Flat sheet, multi-layer, TFCMs are an ideal means to exploit the toolbox of modern membrane materials and allow for the application of the selected material in form of an extremely thin, dense gas separation layer.

In 1980, Henis and Tripodi presented a mathematical model describing the gas flow through a membrane consisting of different materials arranged in different layers or within one layer as the flow of an electrical current through a network of electrical resistances representing the materials and their arrangement as an analogy to an electrical circuit [1]. The model takes the anisotropy and pressure difference across the TFCM into account and describes the relationship between layers with different morphology (porous and dense) having occluding contact. For two-layer composite membranes the Wheatstone bridge model was also applied [2].

In 1996, an extended model was introduced by Shilton, describing the gas transport mechanism through porous and non-porous layers of hollow fibre membranes via a combination of the Henis and Tripodi resistance model with Knudsen diffusion and viscous flow [3]. The resistance model was applied to the polysulfone (porous) and silicone (dense) layers of a hollow fibre membrane, where the thickness of the dense layer was about 400 nm [4]. The polysulfone/silicone membrane performance was simulated utilising both, the resistance model and the boundary layer theory for description of the concentration polarisation depending on the flow rate and pressure difference [5]. With the resistance in series model permeance and selectivity for the defect-free composite membrane can be effectively predicted [6].

It is apparent that the value of the permeance of a TFCM is smaller than the intrinsic permeance of its selective layer. This fact indicates that the resistance of the porous support layer is not negligible. Evidently, the parameters of the porous support structure such as pore diameter, pore size distribution and tortuosity significantly influence the resulting membrane characteristics, an important fact for the application of modern polymeric membrane materials as polyacetylenes [7], polymers of intrinsic microporosity (PIMs) [8,9], blockcopolymers for CO₂ separation [10] or thermally rearranged polymers having extremely good gas transport characteristics [11]. Hence, simulations of mass transfer processes through non-porous dense layers deposited on porous support layers were conducted recently [12,13,14]. The effects of pore size and pore distribution were taken into account in these studies.

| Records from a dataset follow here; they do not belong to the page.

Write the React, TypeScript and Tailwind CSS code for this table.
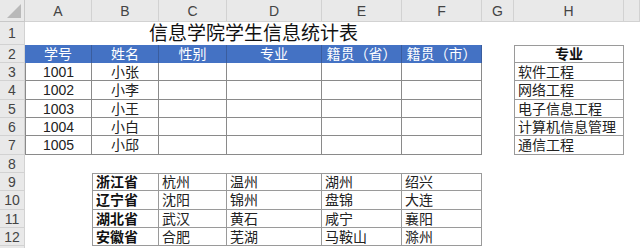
import React from 'react'

const FONT = { fontFamily: '"Liberation Sans", "Noto Sans CJK SC", sans-serif' }

const COLS = ['A', 'B', 'C', 'D', 'E', 'F', 'G', 'H', '']

const students = [
  ['1001', '小张'],
  ['1002', '小李'],
  ['1003', '小王'],
  ['1004', '小白'],
  ['1005', '小邱'],
]

const majors = ['软件工程', '网络工程', '电子信息工程', '计算机信息管理', '通信工程']

const regions = [
  ['浙江省', '杭州', '温州', '湖州', '绍兴'],
  ['辽宁省', '沈阳', '锦州', '盘锦', '大连'],
  ['湖北省', '武汉', '黄石', '咸宁', '襄阳'],
  ['安徽省', '合肥', '芜湖', '马鞍山', '滁州'],
]

const headCols = ['学号', '姓名', '性别', '专业', '籍贯（省）', '籍贯（市）']

const rowHead = 'flex items-center justify-center bg-[#e9e9e9] border-r border-b border-[#d2d2d2] text-[14px] leading-[16px] text-[#444]'
const blank = 'bg-white'
const mainCell = 'flex items-center justify-center border-r border-b border-[#8a8a8a] text-[14px] leading-[16px] text-[#222] bg-white'
const mainFirst = 'flex items-center justify-center border-l border-r border-b border-[#8a8a8a] text-[14px] leading-[16px] text-[#222] bg-white'
const blueCell = 'flex items-center justify-center bg-[#4472c4] border-r border-[#3a5d9e] text-[14px] leading-[16px] text-white'
const majorCell = 'flex items-center px-[3px] border-l border-r border-b border-[#9a9a9a] text-[14px] leading-[16px] text-[#222] bg-white'
const regionFirst = 'flex items-center px-[3px] border-l border-r border-b border-[#9a9a9a] text-[14px] leading-[16px] font-bold text-[#111] bg-white'
const regionCell = 'flex items-center px-[3px] border-r border-b border-[#9a9a9a] text-[14px] leading-[16px] text-[#222] bg-white'
const regionTopFirst = 'flex items-center px-[3px] border-l border-t border-r border-b border-[#9a9a9a] text-[14px] leading-[16px] font-bold text-[#111] bg-white'
const regionTop = 'flex items-center px-[3px] border-t border-r border-b border-[#9a9a9a] text-[14px] leading-[16px] text-[#222] bg-white'

export default function App() {
  return (
    <div
      className="grid h-[248px] w-[640px] overflow-hidden bg-white grid-cols-[25px_67px_67px_68px_95px_80px_80px_32px_110px_1fr] grid-rows-[22px_23px_18px_18px_19px_18px_18px_19px_18px_18px_19px_18px_18px_1fr]"
      style={FONT}
    >
      {/* column header bar */}
      <div className="relative bg-[#e9e9e9] border-r border-b border-[#c8c8c8]">
        <svg className="absolute right-[3px] bottom-[3px]" width="14" height="14" viewBox="0 0 14 14">
          <polygon points="14,0 14,14 0,14" fill="#b9b9b9" />
        </svg>
      </div>
      {COLS.map((c, i) => (
        <div key={'h' + i} className="flex items-center justify-center bg-[#e9e9e9] border-r border-b border-[#d2d2d2] text-[14px] leading-[16px] text-[#444]">
          {c}
        </div>
      ))}

      {/* row 1: merged title */}
      <div className={rowHead}>1</div>
      <div className="col-span-6 flex items-end justify-center bg-white text-[19px] leading-[22px] text-[#111]">
        信息学院学生信息统计表
      </div>
      <div className={blank} />
      <div className={blank} />
      <div className={blank} />

      {/* row 2: blue header + major title */}
      <div className={rowHead}>2</div>
      {headCols.map((t) => (
        <div key={t} className={blueCell}>{t}</div>
      ))}
      <div className={blank} />
      <div className="flex items-center justify-center border border-[#9a9a9a] text-[14px] leading-[16px] font-bold text-[#111] bg-white">专业</div>
      <div className={blank} />

      {/* rows 3-7 */}
      {students.map(([id, name], i) => (
        <React.Fragment key={id}>
          <div className={rowHead}>{i + 3}</div>
          <div className={mainFirst}>{id}</div>
          <div className={mainCell}>{name}</div>
          <div className={mainCell} />
          <div className={mainCell} />
          <div className={mainCell} />
          <div className={mainCell} />
          <div className={blank} />
          <div className={majorCell}>{majors[i]}</div>
          <div className={blank} />
        </React.Fragment>
      ))}

      {/* row 8 */}
      <div className={rowHead}>8</div>
      <div className="col-span-9 bg-white" />

      {/* rows 9-12: provinces and cities */}
      {regions.map((r, i) => (
        <React.Fragment key={r[0]}>
          <div className={rowHead}>{i + 9}</div>
          <div className={blank} />
          {r.map((t, j) =>
            i === 0 ? (
              <div key={t} className={j === 0 ? regionTopFirst : regionTop}>{t}</div>
            ) : (
              <div key={t} className={j === 0 ? regionFirst : regionCell}>{t}</div>
            )
          )}
          <div className={blank} />
          <div className={blank} />
          <div className={blank} />
        </React.Fragment>
      ))}

      {/* partial row 13 */}
      <div className="bg-[#e9e9e9] border-r border-[#d2d2d2]" />
      <div className="col-span-9 bg-white" />
    </div>
  )
}
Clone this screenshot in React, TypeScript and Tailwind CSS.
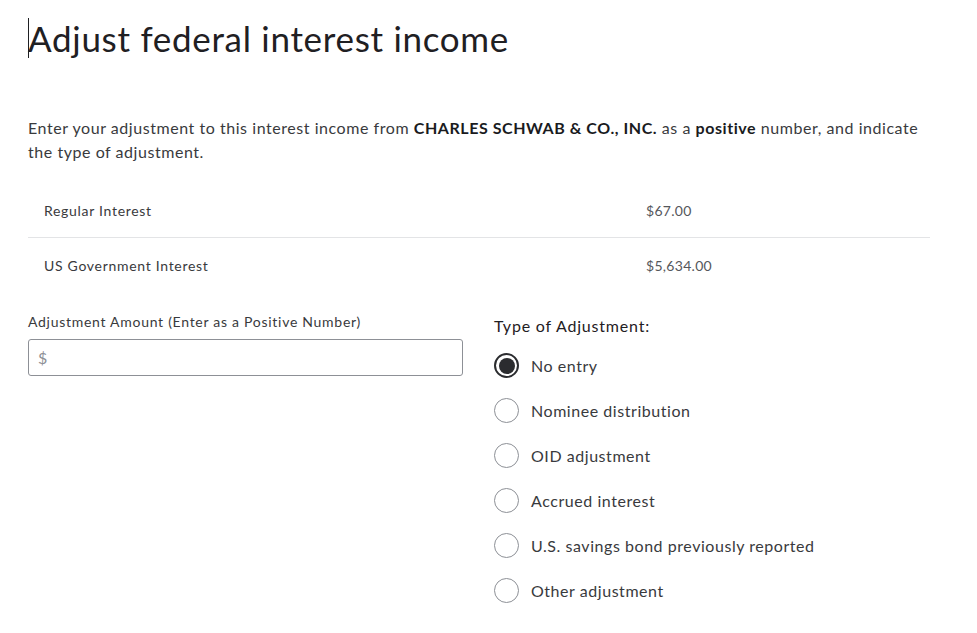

The equipment available at Helmholtz-Zentrum Geesthacht (HZG) allows for the manufacture of membranes with extremely thin selective separation layers and the measurement of gas transport properties with high accuracy [15]. In the scope of this work, a series of measurements was carried out in order to include the contribution of each layer to the overall resistance into one model.

This work focuses on the modeling of the permeation behaviour in multilayer TFCM as a function of temperature. The porous support structures were described using the Dusty Gas Model (DGM) developed by [16] and implemented for porous support structures by Breitenkamp (neé Kipp) [17]. The permeation in the dense gutter layer and in the separation layer was considered, using parameters derived from single gas time-lag measurements.

2. Materials and Methods

2.1. Materials and Preparation of Samples

PolyActive^TM 1500 (further PolyActive^TM) in a pellet form was received from PolyVation BV, the Netherlands.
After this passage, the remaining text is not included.